## Start
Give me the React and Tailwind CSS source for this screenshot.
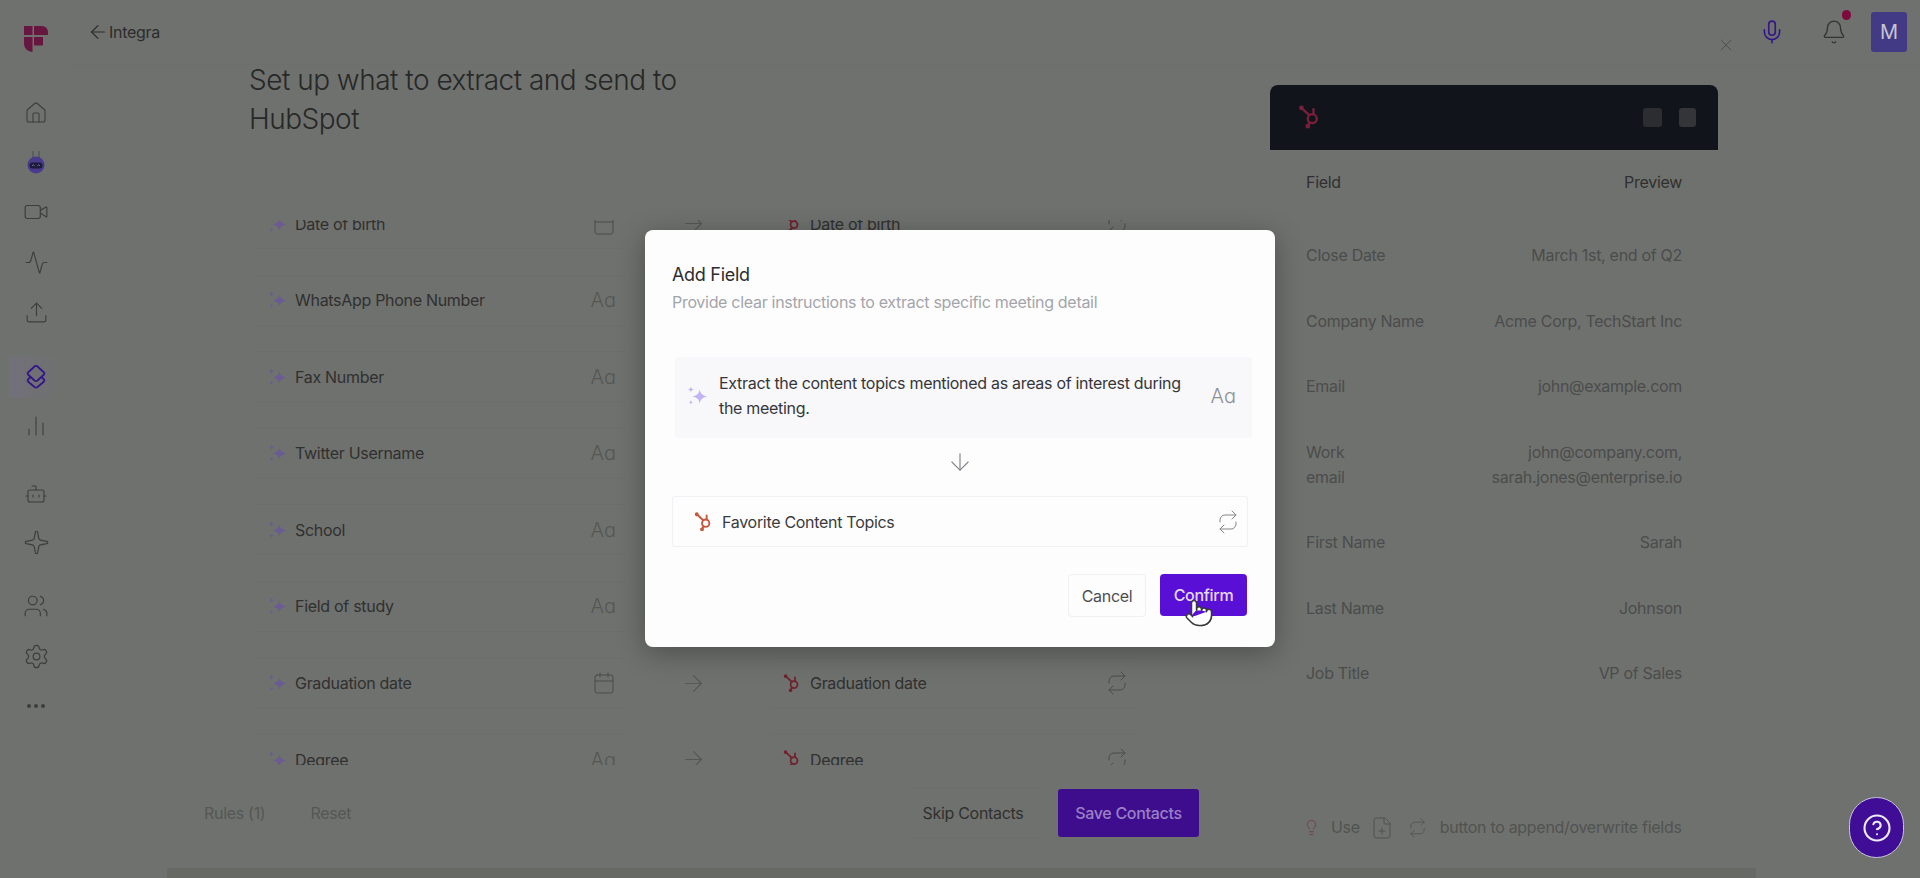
import { ArrowDown, ArrowLeft, ArrowRight, Activity, Bell, Bot, Calendar, ChartNoAxesColumn, CircleHelp, Ellipsis, FilePlus, House, Lightbulb, Mic, Pointer, Settings, Sparkle, Upload, Users, Video, X } from 'lucide-react'

const rows = [
  { name: 'Date of birth', date: true },
  { name: 'WhatsApp Phone Number' },
  { name: 'Fax Number' },
  { name: 'Twitter Username' },
  { name: 'School' },
  { name: 'Field of study' },
  { name: 'Graduation date', date: true },
  { name: 'Degree' },
]

const preview = [
  ['Close Date', 'March 1st, end of Q2'],
  ['Company Name', 'Acme Corp, TechStart Inc'],
  ['Email', 'john@example.com'],
  ['Work email', 'john@company.com, sarah.jones@enterprise.io'],
  ['First Name', 'Sarah'],
  ['Last Name', 'Johnson'],
  ['Job Title', 'VP of Sales'],
]

function Logo() {
  return (
    <svg width="24" height="26" viewBox="0 0 24 26" fill="#66163f">
      <rect x="0" y="0" width="8.5" height="9" />
      <path d="M10 0h8a6 6 0 0 1 6 6v3H10z" />
      <path d="M0 11h8.5v15A8.5 8.5 0 0 1 0 17.500z" />
      <rect x="10" y="11" width="9" height="8.500" />
    </svg>
  )
}

function HubIcon({ size = 18, color = '#c4593b' }) {
  return (
    <svg width={size} height={size * 1.1} viewBox="0 0 18 20" fill="none" stroke={color} strokeWidth="1.9" strokeLinecap="round">
      <circle cx="11.700" cy="11.300" r="3.700" />
      <path d="M2.700 2.300l6.500 6" />
      <path d="M12.700 3.500v4" />
      <path d="M8 17.500l1.500-3.300" />
      <circle cx="2.700" cy="2.300" r="1" fill={color} />
      <circle cx="8" cy="17.500" r="1" fill={color} />
    </svg>
  )
}

function Sparkles({ color = '#6a5a96', size = 18 }) {
  return (
    <svg width={size} height={size} viewBox="0 0 18 18" fill={color}>
      <path d="M11.500 3c.6 3.800 2.200 5.500 6.500 6.500-4.300 1-5.900 2.700-6.500 6.500-.6-3.800-2.200-5.500-6.500-6.500 4.300-1 5.900-2.700 6.500-6.500z" />
      <path d="M3.500 .5c.3 1.600.9 2.300 2.500 2.700-1.600.4-2.200 1.100-2.500 2.700C3.200 4.300 2.600 3.600 1 3.200 2.600 2.800 3.200 2.100 3.500 .5z" />
      <path d="M3.500 12.500c.2 1.300.8 1.900 2.100 2.200-1.300.3-1.900.9-2.100 2.200-.2-1.300-.8-1.900-2.100-2.200 1.300-.3 1.900-.9 2.100-2.200z" />
    </svg>
  )
}

function RepeatIcon({ className = '', width = 20, height = 24 }) {
  return (
    <svg width={width} height={height} viewBox="0 0 20 24" fill="none" stroke="currentColor" strokeWidth="1" strokeLinecap="round" strokeLinejoin="round" className={className}>
      <path d="M14 1l4 4-4 4" />
      <path d="M2 12v-2a5 5 0 0 1 5-5h11" />
      <path d="M6 23l-4-4 4-4" />
      <path d="M18 12v2a5 5 0 0 1-5 5H2" />
    </svg>
  )
}

function PurpleBot() {
  return (
    <svg width="20" height="24" viewBox="0 0 20 24" fill="none">
      <path d="M7 8V1M13 8V1" stroke="#4b4b52" strokeWidth="1" />
      <circle cx="10" cy="15" r="8.500" fill="#4a3a8c" />
      <rect x="3.500" y="12.500" width="13" height="6" rx="3" fill="#1d1b3a" />
      <path d="M6 15.800l1.300-1 1.300 1M11.400 15.800l1.300-1 1.300 1" stroke="#8a84c0" strokeWidth=".8" />
    </svg>
  )
}

function LayersIcon() {
  return (
    <svg width="24" height="24" viewBox="0 0 24 24" fill="none" stroke="#33178a" strokeWidth="1.800" strokeLinejoin="round">
      <path d="M10.500 1.500a2 2 0 0 1 3 0l6.500 6a1.500 1.500 0 0 1 0 2l-6.500 6a2 2 0 0 1-3 0l-6.500-6a1.500 1.500 0 0 1 0-2z" />
      <path d="M6.500 12l-2.500 2.500a1.500 1.500 0 0 0 0 2l6.500 5.500a2 2 0 0 0 3 0l6.500-5.500a1.500 1.500 0 0 0 0-2L17.500 12" />
    </svg>
  )
}

function Sidebar() {
  const icon = 'text-[#3d3f3e]'
  return (
    <aside className="w-[72px] shrink-0 flex flex-col items-center pt-[26px]">
      <Logo />
      <div className="mt-[36px] flex flex-col items-center">
        <div className="h-[50px] flex items-center"><House size={24} strokeWidth={1.1} className={icon} /></div>
        <div className="h-[50px] flex items-center -mt-[1px]"><PurpleBot /></div>
        <div className="h-[50px] flex items-center"><Video size={26} strokeWidth={1.1} className={icon} /></div>
        <div className="h-[50px] flex items-center"><Activity size={25} strokeWidth={1.1} className={icon} /></div>
        <div className="h-[50px] flex items-center"><Upload size={25} strokeWidth={1.1} className={icon} /></div>
      </div>
      <div className="mt-[19px] w-[54px] h-[42px] flex items-center justify-center bg-linear-to-r from-[#72707a] to-[#6f716e]"><LayersIcon /></div>
      <div className="mt-[7px] h-[42px] flex items-center"><ChartNoAxesColumn size={24} strokeWidth={1.1} className={icon} /></div>
      <div className="mt-[22px] flex flex-col items-center">
        <div className="h-[49px] flex items-center"><Bot size={24} strokeWidth={1.1} className={icon} /></div>
        <div className="h-[49px] flex items-center"><Sparkle size={27} strokeWidth={1.1} className={icon} /></div>
      </div>
      <div className="mt-[14px] flex flex-col items-center">
        <div className="h-[50px] flex items-center"><Users size={26} strokeWidth={1.1} className={icon} /></div>
        <div className="h-[50px] flex items-center"><Settings size={27} strokeWidth={1.1} className={icon} /></div>
        <div className="h-[50px] flex items-center"><Ellipsis size={24} strokeWidth={2} className={icon} /></div>
      </div>
    </aside>
  )
}

function FieldRow({ name, date }) {
  return (
    <div className="h-[51px] shrink-0 flex items-center text-[16px] tracking-[-0.3px] text-[#2f302f]">
      <div className="w-[370px] h-full flex items-center pl-[13px] pr-[9px] border-y border-[#6c6e6b]">
        <Sparkles />
        <span className="ml-[9px] flex-1">{name}</span>
        {date
          ? <Calendar size={24} strokeWidth={1} className="text-[#4b4d4b]" />
          : <span className="text-[20px] tracking-normal font-light text-[#555755]">Aɑ</span>}
      </div>
      <div className="w-[145px] flex justify-center pr-[8px]"><ArrowRight size={27} strokeWidth={1} className="text-[#555755]" /></div>
      <div className="w-[368px] h-full flex items-center pl-[13px] pr-[11px] border-y border-[#6c6e6b]">
        <HubIcon size={17} color="#6e2430" />
        <span className="ml-[10px] flex-1">{name}</span>
        <RepeatIcon className="text-[#4b4d4b]" />
      </div>
    </div>
  )
}

function AddFieldModal() {
  return (
    <div className="absolute left-[645px] top-[230px] w-[630px] h-[417px] rounded-[8px] bg-[#fdfdfd] px-[27px] pt-[31px] tracking-[-0.3px] shadow-[0_6px_28px_rgba(0,0,0,0.3)]">
      <div className="text-[18px] leading-[28px] text-[#2c2d31]">Add Field</div>
      <div className="mt-[1px] text-[16px] leading-[24px] text-[#a4a5aa]">Provide clear instructions to extract specific meeting detail</div>

      <div className="mt-[43px] ml-[3px] w-[577px] h-[81px] flex items-center pl-[12px] pr-[16px] pb-[3px] bg-[#f8f8fb] rounded-[2px]">
        <Sparkles color="#c3b4f3" size={20} />
        <p className="ml-[12px] w-[475px] text-[16px] leading-[25px] text-[#35363a]">Extract the content topics mentioned as areas of interest during the meeting.</p>
        <span className="ml-auto text-[20px] tracking-normal font-light text-[#8f9095]">Aɑ</span>
      </div>

      <div className="h-[58px] pb-[10px] flex items-center justify-center"><ArrowDown size={28} strokeWidth={1} className="text-[#85868b]" /></div>

      <div className="w-[576px] h-[51px] flex items-center pl-[21px] pr-[9px] border border-[#f0f0f5] rounded-[2px]">
        <HubIcon />
        <span className="ml-[10px] flex-1 text-[16px] text-[#3a3b3f]">Favorite Content Topics</span>
        <RepeatIcon className="text-[#85868b]" />
      </div>

      <div className="mt-[27px] flex justify-end gap-[14px] w-[575px]">
        <button className="w-[78px] h-[43px] rounded-[4px] border border-[#f0f0f3] text-[16px] text-[#4d4e52]">Cancel</button>
        <button className="w-[87px] h-[42px] rounded-[4px] bg-[#590fd6] text-[16px] font-medium text-[#e6dcf8]">Confirm</button>
      </div>
    </div>
  )
}

export default function App() {
  return (
    <div className="relative w-full h-[878px] overflow-hidden flex bg-[#6f716e] font-['Inter',sans-serif]">
      <Sidebar />

      <div className="flex-1 min-w-0 flex flex-col">
        {/* top bar */}
        <header className="h-[65px] shrink-0 flex items-start border-b border-[#6d6f6c]">
          <div className="ml-[15px] mt-[20px] flex items-center text-[16px] tracking-[-0.3px] text-[#2b2c2c]">
            <ArrowLeft size={22} strokeWidth={1.3} />
            <span>Integra</span>
          </div>
          <X size={20} strokeWidth={1} className="ml-auto mt-[35px] text-[#4a4c4a]" />
          <Mic size={26} strokeWidth={1.5} className="ml-[23px] mt-[19px] text-[#33178a]" />
          <div className="relative ml-[36px] mt-[19px]">
            <Bell size={26} strokeWidth={1.2} className="text-[#333534]" />
            <span className="absolute -right-[4px] -top-[9px] w-[9px] h-[10px] rounded-full bg-[#7c0b3c]" />
          </div>
          <div className="ml-[24px] mr-[13px] mt-[12px] w-[36px] h-[40px] rounded-[3px] bg-[#433a85] flex items-center justify-center text-[20px] text-[#c5c5d2]">M</div>
        </header>

        <div className="flex-1 min-h-0 flex">
          {/* mapping column */}
          <main className="w-[1198px] shrink-0 flex flex-col">
            <h1 className="-mt-[4px] pl-[177px] w-[620px] text-[28px] leading-[39px] tracking-[-0.5px] font-light text-[#272827]">Set up what to extract and send to HubSpot</h1>
            <div className="mt-[81px] h-[545px] overflow-hidden pl-[183px]">
              <div className="-mt-[22px] flex flex-col gap-[25.600px]">
                {rows.map((r) => <FieldRow key={r.name} {...r} />)}
              </div>
            </div>
            <div className="mt-[23px] h-[50px] flex items-center pl-[132px] pr-[71px] text-[16px] tracking-[-0.3px]">
              <span className="text-[#555755]">Rules (1)</span>
              <span className="ml-[45px] text-[#555755]">Reset</span>
              <button className="ml-auto w-[131px] h-[50px] pr-[5px] border-y border-[#6c6e6b] text-[#2f302f]">Skip Contacts</button>
              <button className="ml-[17px] w-[141px] h-[48px] rounded-[3px] bg-[#3e0d8d] font-medium text-[#9a80c6]">Save Contacts</button>
            </div>
          </main>

          {/* preview panel */}
          <section className="w-[448px] shrink-0 pt-[20px] pb-[28px] flex flex-col">
            <div className="h-[65px] shrink-0 flex items-center pl-[28px] pr-[22px] rounded-t-[8px] bg-[#12141c]">
              <HubIcon size={22} color="#7a1f3a" />
              <span className="ml-auto w-[19px] h-[19px] rounded-[3px] bg-[#2b2d31]" />
              <span className="ml-[17px] w-[17px] h-[19px] rounded-[3px] bg-[#333539]" />
            </div>
            <div className="px-[36px] flex-1 flex flex-col text-[16px] leading-[25px] tracking-[-0.3px]">
              <div className="mt-[20px] flex justify-between text-[#2f302f]">
                <span>Field</span>
                <span>Preview</span>
              </div>
              <div className="mt-[48px] flex flex-col gap-[40.500px] text-[#4b4c4c]">
                {preview.map(([label, value]) => (
                  <div key={label} className="flex justify-between">
                    <span className={label === 'Work email' ? 'w-[50px]' : ''}>{label}</span>
                    <span className="w-[230px] text-right">{value}</span>
                  </div>
                ))}
              </div>
              <div className="mt-auto flex items-center text-[#515351]">
                <Lightbulb size={17} strokeWidth={1.2} className="-ml-[3px] text-[#6e3b3f]" />
                <span className="ml-[11px]">Use</span>
                <FilePlus size={24} strokeWidth={1} className="ml-[10px]" />
                <RepeatIcon width={17} height={20} className="ml-[15px]" />
                <span className="ml-[14px]">button to append/overwrite fields</span>
              </div>
            </div>
          </section>
        </div>

        <div className="h-[10px] shrink-0 ml-[95px] w-[1589px] bg-[#676965]" />
      </div>

      <AddFieldModal />

      <Pointer size={30} strokeWidth={1.2} fill="#ffffff" className="absolute left-[1184px] top-[598px] text-[#3a3a3a]" />

      <button className="absolute left-[1849px] top-[797px] w-[55px] h-[61px] rounded-full bg-[#3f0d96] border border-[#c9c4dc] flex items-center justify-center text-[#eee9f8]">
        <CircleHelp size={30} strokeWidth={1.7} />
      </button>
    </div>
  )
}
## End
§ Aim of the exercise
Leave out any pictures and return exactly the lines from the beginning of the data through the line with "Users, Video, X", inclusive.

§ Answer to this exercise
Give me the React and Tailwind CSS source for this screenshot.
import { ArrowDown, ArrowLeft, ArrowRight, Activity, Bell, Bot, Calendar, ChartNoAxesColumn, CircleHelp, Ellipsis, FilePlus, House, Lightbulb, Mic, Pointer, Settings, Sparkle, Upload, Users, Video, X } from 'lucide-react'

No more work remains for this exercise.